Insulating the mash tun

As always, there was an elephant in the room, money, or lack there of. I never seem to have any, so there was no way of throwing vast wads of it at The Malt Miller or Brew Builder in exchange for some ready to go stainless steel.

As I would have to do this on the cheap, I decided to use Ecokeg outer shells. I’d been using them to ferment my cider in, as they’re made from food grade plastic. With some simple modification, they can hold 55 litres, or there about. I wouldn’t be the first to use them for brewing beer either, they seemed like the ideal solution.

Modifying a workbench to see if I can fit the Ecokegs on it

Luckily, I know Yvan, of Jolly Good Beer fame. So I soon had a stack of Ecokegs sitting in the garden needing modified. He’d even managed to find one that didn’t have the usual holes in the bottom, so I earmarked that one to be the mash tun.
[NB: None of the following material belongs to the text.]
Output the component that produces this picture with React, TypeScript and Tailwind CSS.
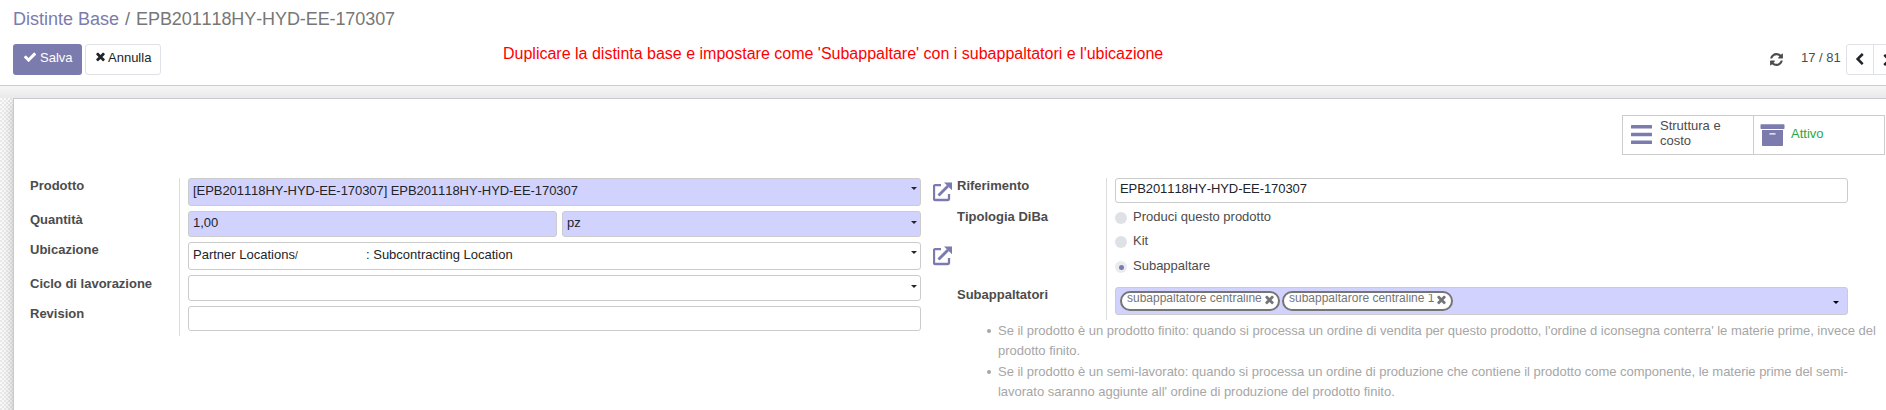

I should also thank James of The Axiom Brewing Co, for all the hints and tips he gave me. Especially about where to get and how to modify, immersion heater elements, for use in the HLT and boiler. Shame I couldn’t make them fit the Ecokegs. Due to all the lumps and bumps, and the size of the element flanges, there was nowhere they would fit.

Trying to find the locations for all the fixings

I should really have worked this out before modifying the elements, but there you go. So more thanks are due to Steve Flack, another local home-brewer, who had a couple of Brew Builder 3KW LWD elements going spare at a good price. These fitted, just. It would probably have been a lot easier, and cheaper, to fit a couple of 2.4KW kettle elements and be done with it.

As it turned out, one of the elements was faulty, it leaked through the base and into the shroud cover; ever so slightly deadly. This was a set back, but not insurmountable, as the other element worked fine. Brew Builder was excellent and changed the element without quibble, even after it got lost in the post on its way back to them.

A modified immersion heater element

As the inside of an Ecokeg is rather lumpy, I knew I wouldn’t be able to buy an off the shelf false bottom for use in the mash tun. I also didn’t fancy trying to bend some pipe into a circle to make a manifold. So instead, I bought a large grain bag, the kind used for BIAB. This seemed like a simple solution to the problem.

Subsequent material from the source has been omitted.